Le difficili terapie
Dopo la diagnosi, i genitori di Marco sono costretti a fare la spola tra Cosenza, dove il piccolo paziente può seguire alcune terapie, e Roma, dove è stato sottoposto ad altre tac, risonanze, scintigrafie, pet e ben trentatré cicli di radioterapia e dieci di chemioterapia, a cui, ogni volta, sono seguite trasfusioni di sangue e piastrine. Le cure sono particolarmente difficili perché il bimbo non parla e non riesce a comunicare le sue sensazioni. «All'inizio aveva delle crisi di rabbia che lo portavano a farsi male da solo, ma piano, piano questa nuova vita sta diventando parte di lui, è come se fosse diventata la sua "normalità"». Per ridurre lo stress, i genitori hanno deciso per il momento di stabilirsi nella Capitale e aprire una raccolta fondi per sostenere le spese.

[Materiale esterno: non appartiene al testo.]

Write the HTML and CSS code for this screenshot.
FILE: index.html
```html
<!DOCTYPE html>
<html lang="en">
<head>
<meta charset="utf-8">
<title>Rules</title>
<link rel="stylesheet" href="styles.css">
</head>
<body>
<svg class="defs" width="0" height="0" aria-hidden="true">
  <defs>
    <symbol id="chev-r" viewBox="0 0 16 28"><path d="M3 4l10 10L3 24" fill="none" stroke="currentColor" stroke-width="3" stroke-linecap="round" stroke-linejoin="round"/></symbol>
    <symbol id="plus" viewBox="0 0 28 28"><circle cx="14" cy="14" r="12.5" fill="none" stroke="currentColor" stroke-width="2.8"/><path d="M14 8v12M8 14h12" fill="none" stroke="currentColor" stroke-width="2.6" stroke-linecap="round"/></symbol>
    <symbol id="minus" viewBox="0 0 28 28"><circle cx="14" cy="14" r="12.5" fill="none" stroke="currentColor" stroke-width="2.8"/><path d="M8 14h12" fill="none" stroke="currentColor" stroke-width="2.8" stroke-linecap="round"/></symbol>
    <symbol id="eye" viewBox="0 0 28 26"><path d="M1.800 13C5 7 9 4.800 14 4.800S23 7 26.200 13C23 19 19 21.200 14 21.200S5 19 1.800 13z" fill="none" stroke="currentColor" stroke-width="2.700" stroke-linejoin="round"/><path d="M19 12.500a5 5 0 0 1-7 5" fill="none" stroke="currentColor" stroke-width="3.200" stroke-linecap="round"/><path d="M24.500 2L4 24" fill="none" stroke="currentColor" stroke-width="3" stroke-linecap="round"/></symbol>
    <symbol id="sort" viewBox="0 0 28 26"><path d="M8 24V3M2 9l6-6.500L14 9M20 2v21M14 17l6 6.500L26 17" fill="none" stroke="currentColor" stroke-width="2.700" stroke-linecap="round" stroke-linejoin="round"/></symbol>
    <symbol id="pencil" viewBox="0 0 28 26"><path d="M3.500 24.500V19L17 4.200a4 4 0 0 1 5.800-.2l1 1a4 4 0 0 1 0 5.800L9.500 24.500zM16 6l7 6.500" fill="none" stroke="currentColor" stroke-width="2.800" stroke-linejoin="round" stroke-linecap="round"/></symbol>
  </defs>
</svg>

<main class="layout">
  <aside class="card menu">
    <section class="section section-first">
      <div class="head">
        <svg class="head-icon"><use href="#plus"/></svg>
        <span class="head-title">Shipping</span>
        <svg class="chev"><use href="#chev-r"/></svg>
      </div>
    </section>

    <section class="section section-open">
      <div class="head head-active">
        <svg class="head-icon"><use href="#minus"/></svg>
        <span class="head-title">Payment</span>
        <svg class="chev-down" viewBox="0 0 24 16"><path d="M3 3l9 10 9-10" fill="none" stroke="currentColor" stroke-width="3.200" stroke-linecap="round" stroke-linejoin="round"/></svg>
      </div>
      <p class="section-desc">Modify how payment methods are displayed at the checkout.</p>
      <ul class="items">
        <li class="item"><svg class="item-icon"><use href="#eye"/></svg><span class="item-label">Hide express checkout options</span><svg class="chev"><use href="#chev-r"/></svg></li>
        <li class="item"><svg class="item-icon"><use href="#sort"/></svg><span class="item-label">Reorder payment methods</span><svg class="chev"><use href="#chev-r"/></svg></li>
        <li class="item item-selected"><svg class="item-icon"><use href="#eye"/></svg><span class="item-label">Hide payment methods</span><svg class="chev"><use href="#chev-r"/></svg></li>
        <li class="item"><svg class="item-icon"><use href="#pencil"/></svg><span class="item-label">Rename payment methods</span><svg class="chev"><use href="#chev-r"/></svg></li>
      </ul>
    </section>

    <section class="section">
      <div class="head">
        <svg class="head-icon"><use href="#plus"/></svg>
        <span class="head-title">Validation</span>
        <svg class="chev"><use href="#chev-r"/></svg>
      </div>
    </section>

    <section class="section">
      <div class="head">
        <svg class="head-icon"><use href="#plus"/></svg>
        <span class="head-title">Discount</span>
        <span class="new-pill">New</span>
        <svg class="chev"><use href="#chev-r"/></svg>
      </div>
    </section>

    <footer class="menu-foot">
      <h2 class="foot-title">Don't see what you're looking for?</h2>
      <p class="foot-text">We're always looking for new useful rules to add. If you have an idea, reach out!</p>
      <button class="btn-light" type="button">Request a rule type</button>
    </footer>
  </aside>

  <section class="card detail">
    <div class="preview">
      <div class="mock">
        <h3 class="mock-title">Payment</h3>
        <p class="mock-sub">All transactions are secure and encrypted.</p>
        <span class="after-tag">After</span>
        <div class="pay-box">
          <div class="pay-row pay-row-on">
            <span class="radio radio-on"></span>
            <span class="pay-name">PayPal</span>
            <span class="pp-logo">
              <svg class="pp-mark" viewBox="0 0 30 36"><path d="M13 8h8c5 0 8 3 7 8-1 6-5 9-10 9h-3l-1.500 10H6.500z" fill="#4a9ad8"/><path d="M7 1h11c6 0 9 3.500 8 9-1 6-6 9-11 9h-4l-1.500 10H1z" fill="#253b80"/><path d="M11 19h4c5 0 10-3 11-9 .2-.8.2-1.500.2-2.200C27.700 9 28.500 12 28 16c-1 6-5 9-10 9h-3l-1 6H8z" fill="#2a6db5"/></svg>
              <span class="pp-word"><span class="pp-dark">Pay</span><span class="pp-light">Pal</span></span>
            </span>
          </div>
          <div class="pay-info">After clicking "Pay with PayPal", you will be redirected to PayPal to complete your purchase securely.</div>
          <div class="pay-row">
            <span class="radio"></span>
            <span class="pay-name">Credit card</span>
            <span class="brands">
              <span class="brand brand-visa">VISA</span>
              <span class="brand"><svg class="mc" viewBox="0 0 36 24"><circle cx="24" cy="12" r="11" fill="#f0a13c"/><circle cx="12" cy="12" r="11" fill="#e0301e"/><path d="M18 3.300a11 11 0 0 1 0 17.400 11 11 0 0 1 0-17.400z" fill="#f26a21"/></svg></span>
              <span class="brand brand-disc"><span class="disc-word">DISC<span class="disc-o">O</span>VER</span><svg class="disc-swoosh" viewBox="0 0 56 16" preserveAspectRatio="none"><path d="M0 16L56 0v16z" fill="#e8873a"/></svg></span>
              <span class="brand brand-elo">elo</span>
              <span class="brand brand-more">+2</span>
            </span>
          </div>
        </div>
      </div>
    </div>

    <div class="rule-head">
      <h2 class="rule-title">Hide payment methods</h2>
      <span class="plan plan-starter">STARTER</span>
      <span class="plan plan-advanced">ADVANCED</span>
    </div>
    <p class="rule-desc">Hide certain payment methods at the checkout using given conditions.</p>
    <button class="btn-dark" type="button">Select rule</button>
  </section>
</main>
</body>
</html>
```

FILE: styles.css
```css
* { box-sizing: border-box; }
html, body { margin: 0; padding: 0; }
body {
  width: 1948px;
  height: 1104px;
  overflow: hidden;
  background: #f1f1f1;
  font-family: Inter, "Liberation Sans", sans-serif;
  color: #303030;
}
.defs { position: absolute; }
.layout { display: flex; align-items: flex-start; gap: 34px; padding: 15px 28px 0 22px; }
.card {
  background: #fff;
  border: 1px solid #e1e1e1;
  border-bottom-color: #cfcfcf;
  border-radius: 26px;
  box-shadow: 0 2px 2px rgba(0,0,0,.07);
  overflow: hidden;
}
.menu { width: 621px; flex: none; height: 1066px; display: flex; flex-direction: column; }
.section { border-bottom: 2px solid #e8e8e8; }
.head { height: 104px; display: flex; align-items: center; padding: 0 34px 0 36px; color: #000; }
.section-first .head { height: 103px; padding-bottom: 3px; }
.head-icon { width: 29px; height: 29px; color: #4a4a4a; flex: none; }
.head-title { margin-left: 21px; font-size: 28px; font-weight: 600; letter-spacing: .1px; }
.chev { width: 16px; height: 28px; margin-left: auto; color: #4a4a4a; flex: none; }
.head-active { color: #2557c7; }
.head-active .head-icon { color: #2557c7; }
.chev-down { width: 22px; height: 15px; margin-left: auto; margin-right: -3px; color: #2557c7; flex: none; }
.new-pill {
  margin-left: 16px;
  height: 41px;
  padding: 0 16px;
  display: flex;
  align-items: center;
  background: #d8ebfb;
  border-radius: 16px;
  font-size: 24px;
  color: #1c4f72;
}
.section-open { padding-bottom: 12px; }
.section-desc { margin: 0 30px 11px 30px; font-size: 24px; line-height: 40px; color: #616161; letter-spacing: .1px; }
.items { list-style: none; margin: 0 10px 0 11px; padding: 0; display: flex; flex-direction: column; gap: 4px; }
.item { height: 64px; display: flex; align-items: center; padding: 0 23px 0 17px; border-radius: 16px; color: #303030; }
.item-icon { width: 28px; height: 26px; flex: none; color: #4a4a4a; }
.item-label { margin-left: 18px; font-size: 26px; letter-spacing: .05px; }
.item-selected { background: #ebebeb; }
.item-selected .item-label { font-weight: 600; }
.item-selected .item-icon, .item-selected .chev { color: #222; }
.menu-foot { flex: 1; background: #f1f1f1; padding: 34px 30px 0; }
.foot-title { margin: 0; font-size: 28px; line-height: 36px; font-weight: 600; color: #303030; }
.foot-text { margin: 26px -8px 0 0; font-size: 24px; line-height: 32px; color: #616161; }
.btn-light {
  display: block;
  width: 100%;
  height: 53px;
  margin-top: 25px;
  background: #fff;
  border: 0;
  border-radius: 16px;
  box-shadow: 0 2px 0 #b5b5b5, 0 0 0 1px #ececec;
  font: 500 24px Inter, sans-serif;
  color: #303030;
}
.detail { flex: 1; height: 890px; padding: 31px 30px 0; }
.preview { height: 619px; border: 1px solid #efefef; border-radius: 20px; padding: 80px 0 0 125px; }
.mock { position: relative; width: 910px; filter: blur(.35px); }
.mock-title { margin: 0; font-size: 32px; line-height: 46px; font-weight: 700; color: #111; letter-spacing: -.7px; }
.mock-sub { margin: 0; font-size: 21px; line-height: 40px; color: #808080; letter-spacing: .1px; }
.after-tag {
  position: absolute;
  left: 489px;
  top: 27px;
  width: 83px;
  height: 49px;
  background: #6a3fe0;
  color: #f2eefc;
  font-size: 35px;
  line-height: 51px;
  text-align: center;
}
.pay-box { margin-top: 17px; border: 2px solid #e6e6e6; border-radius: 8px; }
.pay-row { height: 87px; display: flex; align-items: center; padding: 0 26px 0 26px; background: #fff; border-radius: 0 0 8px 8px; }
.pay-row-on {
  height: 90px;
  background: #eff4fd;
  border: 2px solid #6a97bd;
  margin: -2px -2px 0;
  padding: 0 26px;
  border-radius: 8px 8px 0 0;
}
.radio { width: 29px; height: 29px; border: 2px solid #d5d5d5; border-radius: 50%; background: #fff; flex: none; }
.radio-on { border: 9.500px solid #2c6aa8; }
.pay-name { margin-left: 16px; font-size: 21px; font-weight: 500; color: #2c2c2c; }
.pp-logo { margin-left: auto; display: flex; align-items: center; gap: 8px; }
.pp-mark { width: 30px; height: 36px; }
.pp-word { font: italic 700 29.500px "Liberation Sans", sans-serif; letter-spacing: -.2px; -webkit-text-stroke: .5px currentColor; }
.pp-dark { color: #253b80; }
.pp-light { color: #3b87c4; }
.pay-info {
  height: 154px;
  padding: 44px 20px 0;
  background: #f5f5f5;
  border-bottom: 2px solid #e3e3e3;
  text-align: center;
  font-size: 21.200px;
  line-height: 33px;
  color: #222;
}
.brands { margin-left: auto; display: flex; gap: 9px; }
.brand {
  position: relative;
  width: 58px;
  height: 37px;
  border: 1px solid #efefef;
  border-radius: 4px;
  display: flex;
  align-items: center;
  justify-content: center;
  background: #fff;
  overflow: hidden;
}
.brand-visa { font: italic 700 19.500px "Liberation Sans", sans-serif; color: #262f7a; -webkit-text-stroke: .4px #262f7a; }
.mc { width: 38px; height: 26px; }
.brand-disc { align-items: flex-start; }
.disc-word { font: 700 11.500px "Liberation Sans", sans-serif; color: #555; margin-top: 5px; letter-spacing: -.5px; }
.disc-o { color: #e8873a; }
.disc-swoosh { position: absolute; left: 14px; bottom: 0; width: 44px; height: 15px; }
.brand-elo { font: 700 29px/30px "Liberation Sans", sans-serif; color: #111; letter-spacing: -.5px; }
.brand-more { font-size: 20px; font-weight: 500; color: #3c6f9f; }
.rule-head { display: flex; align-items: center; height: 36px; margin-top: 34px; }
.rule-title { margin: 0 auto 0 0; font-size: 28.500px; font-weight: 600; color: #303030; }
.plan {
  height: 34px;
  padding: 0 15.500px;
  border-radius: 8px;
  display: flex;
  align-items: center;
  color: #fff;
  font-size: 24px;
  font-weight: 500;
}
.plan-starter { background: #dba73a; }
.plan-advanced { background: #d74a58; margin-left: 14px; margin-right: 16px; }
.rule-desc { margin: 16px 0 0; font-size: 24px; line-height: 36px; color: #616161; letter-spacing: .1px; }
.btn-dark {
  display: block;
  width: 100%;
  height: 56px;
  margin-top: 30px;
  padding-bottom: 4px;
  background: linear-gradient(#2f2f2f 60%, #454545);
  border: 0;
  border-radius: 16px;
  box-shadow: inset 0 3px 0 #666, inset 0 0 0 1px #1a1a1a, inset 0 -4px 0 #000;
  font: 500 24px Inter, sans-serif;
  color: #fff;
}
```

Ed è proprio grazie a tante piccole donazioni che, tra una difficoltà e l'altra, riescono ad andare avanti.
Un compleanno speciale
Da un po' di tempo, la madre del bimbo ha trovato la forza di raccontare la loro disavventura sui social, incoraggiata da tanti amici che conoscono da vicino la situazione. Ogni giorno, tramite video e foto, informa i follower sulle condizioni del bimbo. Ma per il suo quinto compleanno, non aveva osato chiedere nulla perché «ci vuole sempre tanto coraggio a chiedere aiuto e la cosa mi imbarazza. Non voglio approfittare». Ma il pensiero di non poter comprare neppure un regalino, in quel giorno, la stava logorando. Così, ci ha pensato la rete. Un post, in cui si racconta la drammatica vicenda, ha fatto breccia nel cuore di centinaia di persone, che stanno facendo a gara per regalare un sorriso al piccolo Marco. Così, all'indirizzo della loro dimora capitolina sta arrivando, letteralmente, una montagna di giocattoli. La sua mamma, in un commento pubblico, ha scritto: «Non ho mai pianto così tanto di gioia. Dio possa benedire ogni singola persona che ha avuto un pensiero per il mio piccolo. Non ho parole, solo lacrime infinite di gioia».